Das schönste meiner möglichen Leben

Foto: Renée Renard

Die Temeswarer Künstlerin Renée Renard stellt im Rahmen der Gruppenausstellung Chronic Desire (Chronisches Verlangen) bis zum 23. April im Corneliu-Miklosi-Transport-Museum (nahe Heuplatz) aus. Zusammen mit der Fakultät für Ingenieurwissenschaften und angewandte Technologien der Universität für Lebenswissenschaften „König Mihai I.“ in Temeswar/Timișoara hat sie einen Jugendtraum in einer Kunstausstellung gegenwärtig werden lassen. Kuratorin Cosmina Goagea sowie zahlreiche Dozenten unterstützten sie dabei.

„Als ich meinen Namen auf der Liste der Abgelehnten bei der Aufnahmeprüfung sah, hatte ich das Gefühl, mir wurde der Boden von unter den Füßen weggerissen. Und dort, in diesem hektischen und lärmenden Gedränge vor dem Schwarzen Brett, beschloss ich, dass ich nie wieder von der Aufnahmeprüfung zur Pflanzenbauwissenschaft hören wollte und dass ich nie, aber NIE wieder ein Gewächshaus betreten würde, dort, wo ich geträumt hatte, als junge Botanikerin zu arbeiten...“ Und dann passierte es doch: Vor zwei Jahren stellte Renard im Gewächshaus der Agronomiefakultät (Stațiunea Tinerilor Naturaliști, ehem. Mitschurin-Anlage) bei der Avantpost-Gruppenausstellung „Oasis. Green Identity“ Arbeiten aus.

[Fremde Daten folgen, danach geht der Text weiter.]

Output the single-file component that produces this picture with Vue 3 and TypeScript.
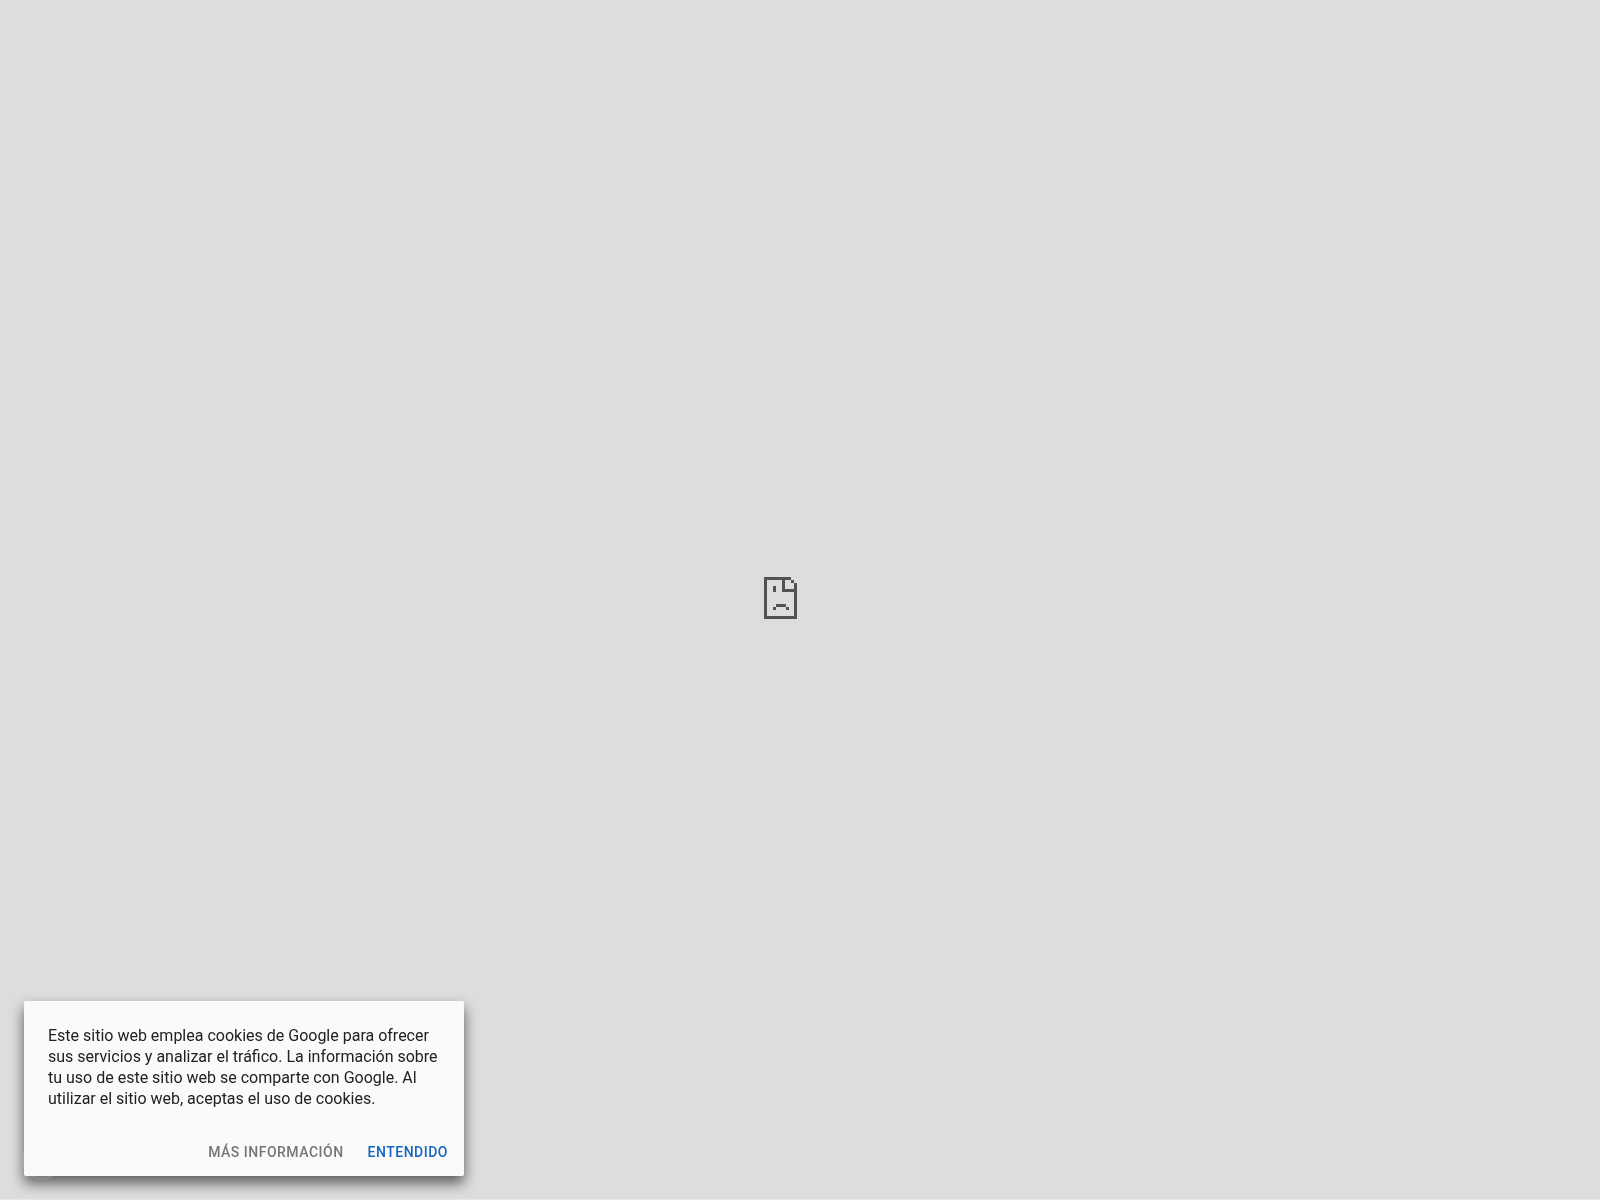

Nicht nur der Traum von der Arbeit in einem Botanik-Labor ist Gegenstand der aktuellen Ausstellung, auch die Wurzeln, der rote Faden ihres künstlerischen Schaffens in den letzten zehn Jahren kommen im Projekt wieder zum Vorschein. Das Projekt stellt ein Künstleratelier und ein wissenschaftliches Forschungslabor gegenüber und initiiert einen Dialog zwischen zwei scheinbar unterschiedlichen Sprachen und Diskursen: künstlerische Kreativität, der Wunsch, ohne Einschränkungen zu experimentieren, und die wissenschaftliche Forschung und Kreativität, basierend auf realen, konkreten, messbaren und quantifizierbaren Daten, die nur in strengen Sterilitätsbedingungen zu gewinnen sind. Im Atelier der Künstlerin überlagern sich zwei unterschiedliche zeitliche und emotionale Porträts: das der jungen Abiturientin, die überschwänglich einer Karriere im Garten- und Blumenbau entgegenblickt, mit dem der reifen Künstlerin, die ihre Wurzeln sucht (und findet) und analysiert, luzid und gleichermaßen nostalgisch, die vielfältigen Varianten eines „Was wäre gewesen, wenn…?“ Im wissenschaftlichen Forschungslabor werden Zell- und Gewebekulturen aus Samen und Meristemen verschiedener Pflanzenarten gezüchtet und zytogenetische Analysen zu Zellteilung, Chromosomen und Chromosomenaberrationen bei Pflanzen durchgeführt. Es dominiert das Weiß des Traumes und des Labors. An der Wand hängt ein Kittel, sind weißbemalte Blumenhybride. Mit dieser Ausstellung schließt sich für Renée Renard ein vor 40 Jahren begonnener Kreis. Im Herbst soll diese Zusammenarbeit mit der Fakultät für Pflanzenbauwissenschaft eine zweite Etappe bei der Stațiunea Tinerilor Naturaliști erleben.

Bis dahin ist Renard im April in Kronstadt/Brașov beim deutschen Kulturzentrum mit ihren Arbeiten über ihre Familiengeschichte „Ein Weg wie hundert Leben“ und FaBrique präsent, im Mai beteiligt sie sich an der Avantpost-Gruppenausstellung „Hyperästhesie” in der Theresienbastei und präsentiert im Juni eine Kreativwerkschau im Temeswarer Efeuhaus/Casa cu Iedera über die Geschichte dieses Hauses.